Ignacio

Personal information
- Nationality: Chile
- Born: 15 September 1987 (age 38) Santiago, Chile
- Height: 1.82 m (5 ft 11+1⁄2 in)
- Weight: 80 kg (176 lb)

Sport
- Sport: Athletics
- Event: Javelin throw
- College team: WKU
- Coached by: Esteban Sosa and Jarret Murphy
- Retired: 2015

Achievements and titles
- Olympic finals: Semifinalist at the 2008 Beijing Olympics
- World finals: Competed in two World Championships
- National finals: National Record (All categories)
- Highest world ranking: Ranked Number One in South America (2008), Number 9 in the World (May 2011), and was the best Ibero-American athlete at the 2008 Beijing Olympics.
- Personal bests: Javelin throw: 78.69 m (2011, FL, USA)

Medal record
Representing Chile
South American Games
| Bronze medal – third place | 2006 Buenos Aires | Javelin throw |

= Ignacio Guerra =

Chilean javelin thrower

Ignacio Guerra Martorell (born 15 September 1987) is a Chilean retired track and field athlete who competed in the javelin throw. He set both a national record and a personal best throw of 78.69 metres, by finishing first at Florida Relays and APSU Governors Invitational in Gainesville, Florida.

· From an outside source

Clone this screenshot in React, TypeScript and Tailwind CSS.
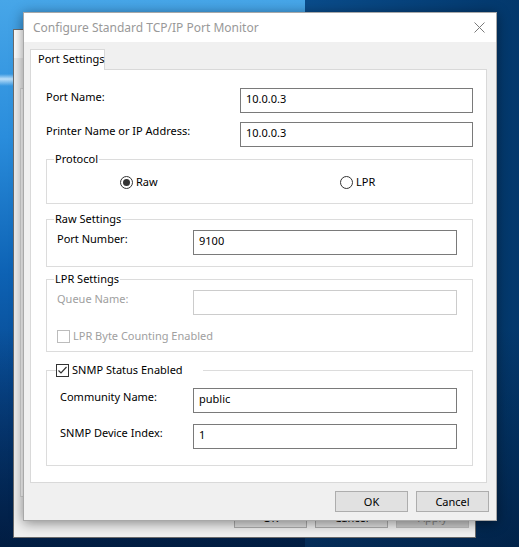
import type { ReactNode } from 'react';

const font = "font-['Segoe_UI','Noto_Sans',sans-serif] text-[11px] leading-[16px]";

function TextBox({ value, width, disabled }: { value?: string; width: string; disabled?: boolean }) {
  return (
    <div
      className={`${width} h-[25px] bg-white border px-[5px] pt-[2px] ${
        disabled ? 'border-[#cccccc]' : 'border-[#7a7a7a]'
      }`}
    >
      {value}
    </div>
  );
}

function Radio({ checked, label }: { checked?: boolean; label: string }) {
  return (
    <div className="flex items-center gap-[3px]">
      <span className="w-[13px] h-[13px] rounded-full border border-[#333333] bg-white flex items-center justify-center">
        {checked && <span className="w-[7px] h-[7px] rounded-full bg-[#333333]" />}
      </span>
      <span>{label}</span>
    </div>
  );
}

function CheckBox({ checked, disabled }: { checked?: boolean; disabled?: boolean }) {
  return (
    <span
      className={`w-[13px] h-[13px] bg-white border flex items-center justify-center ${
        disabled ? 'border-[#bcbcbc]' : 'border-[#333333]'
      }`}
    >
      {checked && (
        <svg width="11" height="11" viewBox="0 0 11 11">
          <path d="M1.5 5.5 L4 8 L9.5 2" fill="none" stroke="#333333" strokeWidth="1.2" />
        </svg>
      )}
    </span>
  );
}

function Group({ legend, className, children }: { legend: ReactNode; className: string; children: ReactNode }) {
  return (
    <fieldset className={`border border-[#dcdcdc] w-[427px] ${className}`}>
      {legend}
      {children}
    </fieldset>
  );
}

function TextLegend({ text }: { text: string }) {
  return <legend className="ml-[7px] px-[1px]">{text}</legend>;
}

function Row({ label, labelW, children, muted }: { label: string; labelW: string; children: ReactNode; muted?: boolean }) {
  return (
    <div className="flex items-start">
      <div className={`${labelW} pt-[1px] ${muted ? 'text-[#a0a0a0]' : ''}`}>{label}</div>
      {children}
    </div>
  );
}

function Button({ label, disabled }: { label: string; disabled?: boolean }) {
  return (
    <div
      className={`w-[73px] h-[21px] border flex items-center justify-center ${
        disabled ? 'bg-[#cccccc] border-[#bfbfbf] text-[#838383]' : 'bg-[#e1e1e1] border-[#adadad]'
      }`}
    >
      {label}
    </div>
  );
}

export default function App() {
  return (
    <div
      className={`relative w-[519px] h-[547px] overflow-hidden text-black ${font} bg-[linear-gradient(180deg,transparent_60%,rgba(0,18,45,0.55)_100%),linear-gradient(90deg,transparent_305px,#0a4c8b_305px,#03386c_100%),linear-gradient(180deg,transparent_74px,rgba(220,240,255,0.8)_79px,transparent_86px),linear-gradient(180deg,#47a6e8_0%,#2a8ddc_25%,#0d62b4_50%,#07468c_72%,#022a5c_100%)]`}
    >
      {/* back window (port properties) */}
      <div className="absolute left-[13px] top-[29px] w-[463px] h-[509px] bg-[#f0f0f0] border border-[#6b6b6b] flex flex-col">
        <div className="h-[28px] bg-white" />
        <div className="ml-[6px] mr-[6px] mt-[30px] h-[409px] bg-white border border-[#d9d9d9]" />
        <div className="flex justify-end gap-[8px] pr-[6px] mt-[10px]">
          <Button label="OK" />
          <Button label="Cancel" />
          <Button label="Apply" disabled />
        </div>
      </div>

      {/* front dialog */}
      <div className="absolute left-[23px] top-[12px] w-[474px] h-[509px] border border-[#a8a8a8] bg-[#f0f0f0] flex flex-col shadow-[0_2px_12px_rgba(0,0,0,0.45)]">
        <div className="h-[29px] bg-white flex items-center justify-between pl-[9px] pr-[11px]">
          <span className="text-[12px] text-[#999999]">Configure Standard TCP/IP Port Monitor</span>
          <svg width="11" height="11" viewBox="0 0 11 11">
            <path d="M0.5 0.5 L10.5 10.5 M10.5 0.5 L0.5 10.5" stroke="#7a7a7a" strokeWidth="1" />
          </svg>
        </div>

        <div className="pl-[6px] pt-[7px] flex flex-col">
          <div className="flex">
            <div className="relative z-10 -mb-px w-[75px] h-[21px] bg-white border border-b-0 border-[#d9d9d9] pl-[7px] pt-[1px] whitespace-nowrap">
              Port Settings
            </div>
          </div>

          <div className="w-[457px] h-[414px] bg-white border border-[#d9d9d9] pl-[15px] pt-[18px] flex flex-col">
            <div className="flex flex-col gap-[9px]">
              <Row label="Port Name:" labelW="w-[194px]">
                <TextBox value="10.0.0.3" width="w-[233px]" />
              </Row>
              <Row label="Printer Name or IP Address:" labelW="w-[194px]">
                <TextBox value="10.0.0.3" width="w-[233px]" />
              </Row>
            </div>

            <Group legend={<TextLegend text="Protocol" />} className="mt-[4px]">
              <div className="flex pl-[73px] pt-[7px] pb-[13px]">
                <div className="w-[220px]">
                  <Radio checked label="Raw" />
                </div>
                <Radio label="LPR" />
              </div>
            </Group>

            <Group legend={<TextLegend text="Raw Settings" />} className="mt-[7px]">
              <div className="pl-[10px] pt-[3px] pb-[11px]">
                <Row label="Port Number:" labelW="w-[136px]">
                  <TextBox value="9100" width="w-[264px]" />
                </Row>
              </div>
            </Group>

            <Group legend={<TextLegend text="LPR Settings" />} className="mt-[4px]">
              <div className="pl-[10px] pt-[3px] pb-[7px] flex flex-col">
                <Row label="Queue Name:" labelW="w-[136px]" muted>
                  <TextBox width="w-[264px]" disabled />
                </Row>
                <div className="flex items-center gap-[3px] mt-[13px] text-[#a0a0a0]">
                  <CheckBox disabled />
                  <span>LPR Byte Counting Enabled</span>
                </div>
              </div>
            </Group>

            <Group
              legend={
                <legend className="ml-[9px] pr-[20px] flex items-center gap-[3px]">
                  <CheckBox checked />
                  <span>SNMP Status Enabled</span>
                </legend>
              }
              className="mt-[10px]"
            >
              <div className="pl-[13px] pt-[10px] pb-[16px] flex flex-col gap-[11px]">
                <Row label="Community Name:" labelW="w-[133px]">
                  <TextBox value="public" width="w-[264px]" />
                </Row>
                <Row label="SNMP Device Index:" labelW="w-[133px]">
                  <TextBox value="1" width="w-[264px]" />
                </Row>
              </div>
            </Group>
          </div>

          <div className="flex gap-[8px] pl-[305px] mt-[8px]">
            <Button label="OK" />
            <Button label="Cancel" />
          </div>
        </div>
      </div>
    </div>
  );
}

Guerra represented Chile at the 2008 Summer Olympics in Beijing, where he competed for the men's javelin throw. He performed a best throw of 73.03 metres from his third and final attempt, but fell short in his bid for the twelve-man final, as he placed twenty-fourth overall in the qualifying rounds.

Guerra is also a member of the track and field team for the WKU Hilltoppers, and also, a graduate of Marketing and Sales at the Western Kentucky University in Bowling Green, Kentucky.

Guerra retired from the javelin throw in 2015, after more than 20 years in the sport. He is currently Export Manager of Via Wines and Director of FreshWater.